# START OF Data provided

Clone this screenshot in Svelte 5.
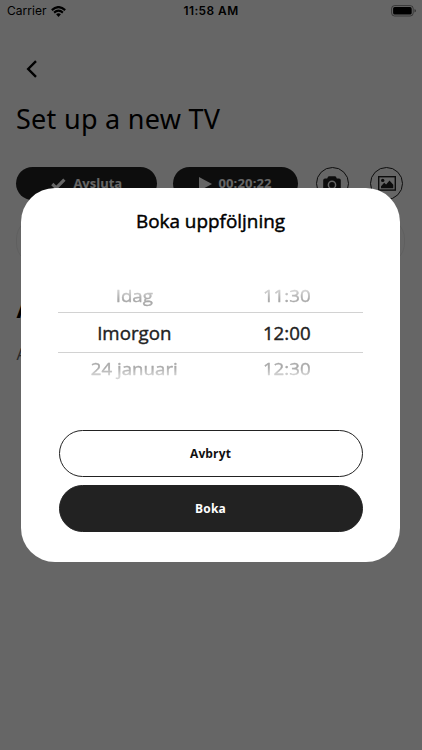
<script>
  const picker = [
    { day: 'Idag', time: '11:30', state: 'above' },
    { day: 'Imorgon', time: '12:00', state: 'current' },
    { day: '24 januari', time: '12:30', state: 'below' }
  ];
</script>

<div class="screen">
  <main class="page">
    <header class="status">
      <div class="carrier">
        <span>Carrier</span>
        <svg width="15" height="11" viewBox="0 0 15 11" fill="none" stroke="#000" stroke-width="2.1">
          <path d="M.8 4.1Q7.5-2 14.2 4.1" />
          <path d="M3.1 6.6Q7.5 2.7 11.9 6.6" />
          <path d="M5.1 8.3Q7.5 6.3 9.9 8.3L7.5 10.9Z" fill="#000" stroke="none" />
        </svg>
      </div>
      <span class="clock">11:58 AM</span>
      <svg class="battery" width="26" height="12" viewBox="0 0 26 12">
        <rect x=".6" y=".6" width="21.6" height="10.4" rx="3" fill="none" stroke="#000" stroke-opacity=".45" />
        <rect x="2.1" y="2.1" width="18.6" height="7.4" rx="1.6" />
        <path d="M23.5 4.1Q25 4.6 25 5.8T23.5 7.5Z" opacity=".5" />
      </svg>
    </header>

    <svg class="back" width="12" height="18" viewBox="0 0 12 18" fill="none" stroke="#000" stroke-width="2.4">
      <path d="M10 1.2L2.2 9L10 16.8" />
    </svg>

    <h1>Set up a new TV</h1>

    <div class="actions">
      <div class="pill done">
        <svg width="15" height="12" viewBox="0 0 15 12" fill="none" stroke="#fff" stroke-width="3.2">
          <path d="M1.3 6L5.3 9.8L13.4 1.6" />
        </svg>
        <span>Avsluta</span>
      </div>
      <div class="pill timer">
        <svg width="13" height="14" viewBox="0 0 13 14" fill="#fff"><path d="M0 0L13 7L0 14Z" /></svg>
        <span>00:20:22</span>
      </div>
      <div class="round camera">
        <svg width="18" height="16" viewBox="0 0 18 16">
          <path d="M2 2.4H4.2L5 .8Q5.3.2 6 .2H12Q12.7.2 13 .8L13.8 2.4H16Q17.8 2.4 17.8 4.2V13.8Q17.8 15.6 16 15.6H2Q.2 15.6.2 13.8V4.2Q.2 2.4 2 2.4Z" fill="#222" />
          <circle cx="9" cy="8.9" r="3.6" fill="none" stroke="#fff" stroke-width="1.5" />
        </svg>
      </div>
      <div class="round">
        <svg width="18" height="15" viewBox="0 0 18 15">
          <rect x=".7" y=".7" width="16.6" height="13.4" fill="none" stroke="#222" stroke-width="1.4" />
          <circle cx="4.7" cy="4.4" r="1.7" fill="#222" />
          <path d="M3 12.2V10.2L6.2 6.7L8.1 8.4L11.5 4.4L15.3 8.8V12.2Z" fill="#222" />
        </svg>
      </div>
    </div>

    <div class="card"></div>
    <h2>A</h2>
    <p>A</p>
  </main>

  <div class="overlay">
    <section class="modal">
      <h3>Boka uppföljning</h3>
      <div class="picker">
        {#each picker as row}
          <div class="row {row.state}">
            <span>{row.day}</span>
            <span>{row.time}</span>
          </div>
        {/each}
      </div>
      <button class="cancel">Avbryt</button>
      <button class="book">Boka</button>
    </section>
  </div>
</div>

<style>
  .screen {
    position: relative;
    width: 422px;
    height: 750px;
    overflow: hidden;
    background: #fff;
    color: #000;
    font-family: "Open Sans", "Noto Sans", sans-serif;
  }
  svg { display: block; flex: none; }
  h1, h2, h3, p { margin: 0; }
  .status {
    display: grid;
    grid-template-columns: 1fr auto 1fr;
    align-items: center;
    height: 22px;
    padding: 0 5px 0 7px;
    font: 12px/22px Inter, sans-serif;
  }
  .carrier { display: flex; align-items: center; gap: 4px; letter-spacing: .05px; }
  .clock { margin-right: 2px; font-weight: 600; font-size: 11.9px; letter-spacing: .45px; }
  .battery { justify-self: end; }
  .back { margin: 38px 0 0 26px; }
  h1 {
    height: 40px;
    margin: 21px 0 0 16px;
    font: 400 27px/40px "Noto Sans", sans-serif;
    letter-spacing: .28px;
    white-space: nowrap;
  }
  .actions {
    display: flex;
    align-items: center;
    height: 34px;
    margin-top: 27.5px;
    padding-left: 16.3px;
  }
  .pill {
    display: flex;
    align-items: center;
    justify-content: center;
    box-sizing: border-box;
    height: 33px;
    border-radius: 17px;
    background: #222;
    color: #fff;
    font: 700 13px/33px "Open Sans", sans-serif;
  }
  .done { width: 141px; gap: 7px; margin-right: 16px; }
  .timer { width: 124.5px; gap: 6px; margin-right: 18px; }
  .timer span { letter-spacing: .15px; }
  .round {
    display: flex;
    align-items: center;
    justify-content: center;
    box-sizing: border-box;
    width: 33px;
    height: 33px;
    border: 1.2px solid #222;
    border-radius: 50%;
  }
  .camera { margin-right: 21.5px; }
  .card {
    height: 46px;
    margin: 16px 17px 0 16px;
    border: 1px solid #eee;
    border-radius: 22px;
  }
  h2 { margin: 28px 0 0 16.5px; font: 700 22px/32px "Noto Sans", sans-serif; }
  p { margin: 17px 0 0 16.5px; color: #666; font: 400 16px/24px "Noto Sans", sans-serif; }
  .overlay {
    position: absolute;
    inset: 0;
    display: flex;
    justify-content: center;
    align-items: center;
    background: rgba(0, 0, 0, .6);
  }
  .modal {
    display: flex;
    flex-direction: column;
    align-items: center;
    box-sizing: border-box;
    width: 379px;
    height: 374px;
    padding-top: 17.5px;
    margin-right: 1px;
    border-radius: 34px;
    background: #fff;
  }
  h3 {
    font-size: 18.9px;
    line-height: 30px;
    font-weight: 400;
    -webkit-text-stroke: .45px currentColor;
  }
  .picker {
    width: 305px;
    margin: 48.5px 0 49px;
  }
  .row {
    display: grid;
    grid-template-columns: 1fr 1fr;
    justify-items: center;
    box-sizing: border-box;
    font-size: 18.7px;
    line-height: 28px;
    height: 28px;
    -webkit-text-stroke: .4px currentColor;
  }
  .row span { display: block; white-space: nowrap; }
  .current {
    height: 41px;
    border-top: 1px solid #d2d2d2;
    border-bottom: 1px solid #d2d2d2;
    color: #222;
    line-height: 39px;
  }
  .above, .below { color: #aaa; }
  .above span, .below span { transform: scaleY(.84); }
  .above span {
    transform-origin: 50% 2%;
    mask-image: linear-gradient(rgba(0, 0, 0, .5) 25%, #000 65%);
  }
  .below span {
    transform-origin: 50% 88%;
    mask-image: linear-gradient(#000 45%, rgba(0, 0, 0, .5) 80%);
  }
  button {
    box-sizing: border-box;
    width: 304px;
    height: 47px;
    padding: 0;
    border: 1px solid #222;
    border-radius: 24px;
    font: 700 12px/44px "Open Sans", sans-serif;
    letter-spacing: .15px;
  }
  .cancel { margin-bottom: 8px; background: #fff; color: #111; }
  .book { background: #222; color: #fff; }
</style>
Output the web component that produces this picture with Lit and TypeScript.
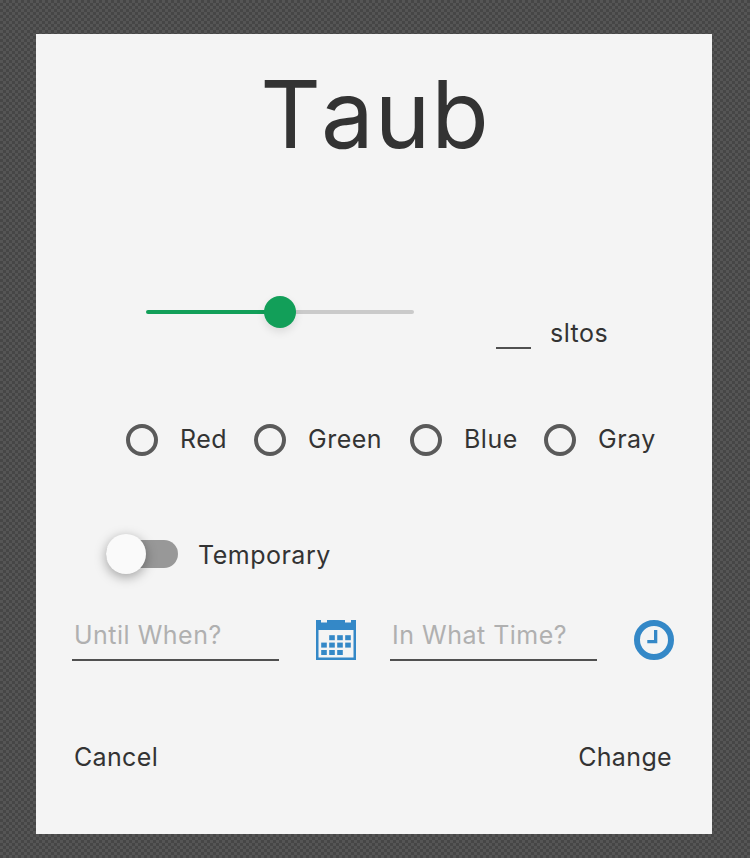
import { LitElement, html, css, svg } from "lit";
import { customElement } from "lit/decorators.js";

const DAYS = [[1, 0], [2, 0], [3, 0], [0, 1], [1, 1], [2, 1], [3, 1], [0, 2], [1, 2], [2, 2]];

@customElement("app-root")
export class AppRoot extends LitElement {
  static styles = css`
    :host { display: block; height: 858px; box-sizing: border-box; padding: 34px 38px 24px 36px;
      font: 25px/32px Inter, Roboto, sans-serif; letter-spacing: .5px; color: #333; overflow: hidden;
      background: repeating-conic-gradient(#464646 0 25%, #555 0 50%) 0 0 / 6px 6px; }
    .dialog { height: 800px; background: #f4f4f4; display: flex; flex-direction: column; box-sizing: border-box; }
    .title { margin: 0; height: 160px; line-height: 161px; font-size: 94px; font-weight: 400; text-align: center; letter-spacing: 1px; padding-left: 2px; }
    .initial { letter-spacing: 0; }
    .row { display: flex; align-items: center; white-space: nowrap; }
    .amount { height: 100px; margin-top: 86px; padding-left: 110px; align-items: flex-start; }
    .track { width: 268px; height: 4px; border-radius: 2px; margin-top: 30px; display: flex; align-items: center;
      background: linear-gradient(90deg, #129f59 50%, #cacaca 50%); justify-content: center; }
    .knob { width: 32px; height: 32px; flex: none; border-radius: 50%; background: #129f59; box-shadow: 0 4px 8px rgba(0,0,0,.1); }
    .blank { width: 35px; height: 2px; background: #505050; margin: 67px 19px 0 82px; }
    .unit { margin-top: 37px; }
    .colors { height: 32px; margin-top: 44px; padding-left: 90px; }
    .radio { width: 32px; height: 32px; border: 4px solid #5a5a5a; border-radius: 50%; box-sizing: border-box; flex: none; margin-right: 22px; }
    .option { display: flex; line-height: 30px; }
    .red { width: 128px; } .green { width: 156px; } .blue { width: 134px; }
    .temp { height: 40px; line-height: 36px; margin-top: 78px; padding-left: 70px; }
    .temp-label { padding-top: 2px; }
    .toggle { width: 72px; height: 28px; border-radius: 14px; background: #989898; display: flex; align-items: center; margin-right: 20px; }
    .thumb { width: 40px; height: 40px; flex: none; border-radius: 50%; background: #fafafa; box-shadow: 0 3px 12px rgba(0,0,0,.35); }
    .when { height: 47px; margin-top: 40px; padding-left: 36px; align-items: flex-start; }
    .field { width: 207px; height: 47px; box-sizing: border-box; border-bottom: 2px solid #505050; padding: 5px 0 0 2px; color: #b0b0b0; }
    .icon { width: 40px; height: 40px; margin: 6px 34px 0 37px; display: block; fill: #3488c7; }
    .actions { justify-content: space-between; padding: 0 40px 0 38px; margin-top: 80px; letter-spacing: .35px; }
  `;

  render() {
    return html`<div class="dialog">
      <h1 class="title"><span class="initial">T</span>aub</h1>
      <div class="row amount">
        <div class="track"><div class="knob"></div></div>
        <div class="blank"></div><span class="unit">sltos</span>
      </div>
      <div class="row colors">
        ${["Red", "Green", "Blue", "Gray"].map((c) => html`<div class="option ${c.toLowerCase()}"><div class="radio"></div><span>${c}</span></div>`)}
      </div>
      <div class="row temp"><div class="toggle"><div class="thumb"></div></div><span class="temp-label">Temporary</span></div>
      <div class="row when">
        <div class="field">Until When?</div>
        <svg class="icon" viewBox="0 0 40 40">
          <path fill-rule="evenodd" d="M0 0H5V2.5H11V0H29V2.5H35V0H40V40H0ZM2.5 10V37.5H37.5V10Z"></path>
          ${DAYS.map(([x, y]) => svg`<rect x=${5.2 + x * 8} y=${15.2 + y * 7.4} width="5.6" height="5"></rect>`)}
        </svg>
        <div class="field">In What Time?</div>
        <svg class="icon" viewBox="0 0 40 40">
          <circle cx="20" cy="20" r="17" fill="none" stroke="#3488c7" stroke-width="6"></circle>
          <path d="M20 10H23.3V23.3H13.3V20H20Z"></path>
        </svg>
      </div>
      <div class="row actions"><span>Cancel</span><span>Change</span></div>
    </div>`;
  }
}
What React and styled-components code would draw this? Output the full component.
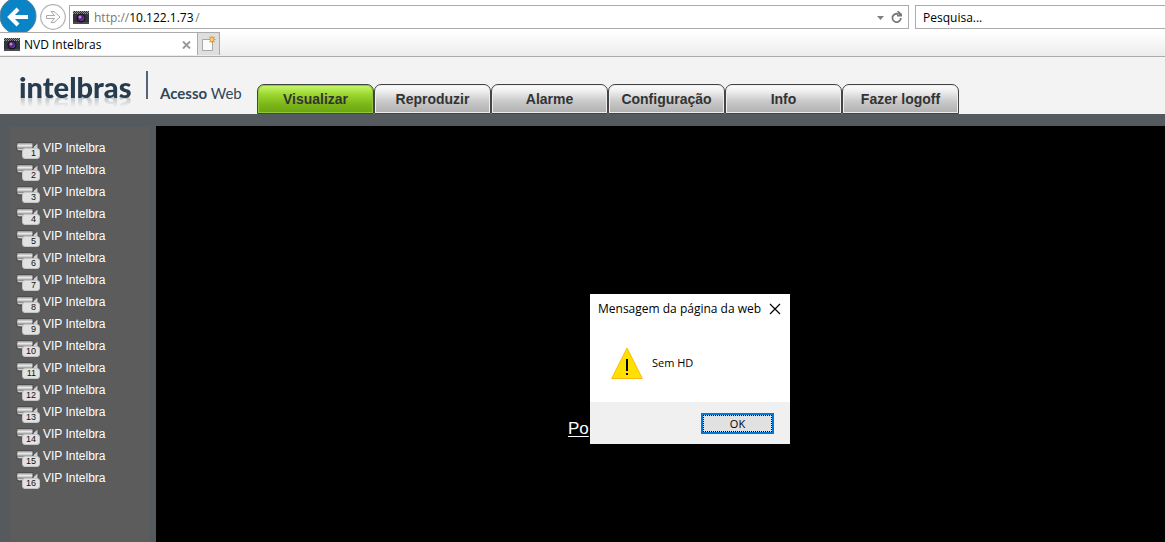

# END OF Data provided

▸ Request
In the records above, find the line with "Output the web" and the line with "2], [1, 2], [2, 2]];", then restate word for word only those two lines and all lines between, omitting pictures.

▸ Solution below
Output the web component that produces this picture with Lit and TypeScript.
import { LitElement, html, css, svg } from "lit";
import { customElement } from "lit/decorators.js";

const DAYS = [[1, 0], [2, 0], [3, 0], [0, 1], [1, 1], [2, 1], [3, 1], [0, 2], [1, 2], [2, 2]];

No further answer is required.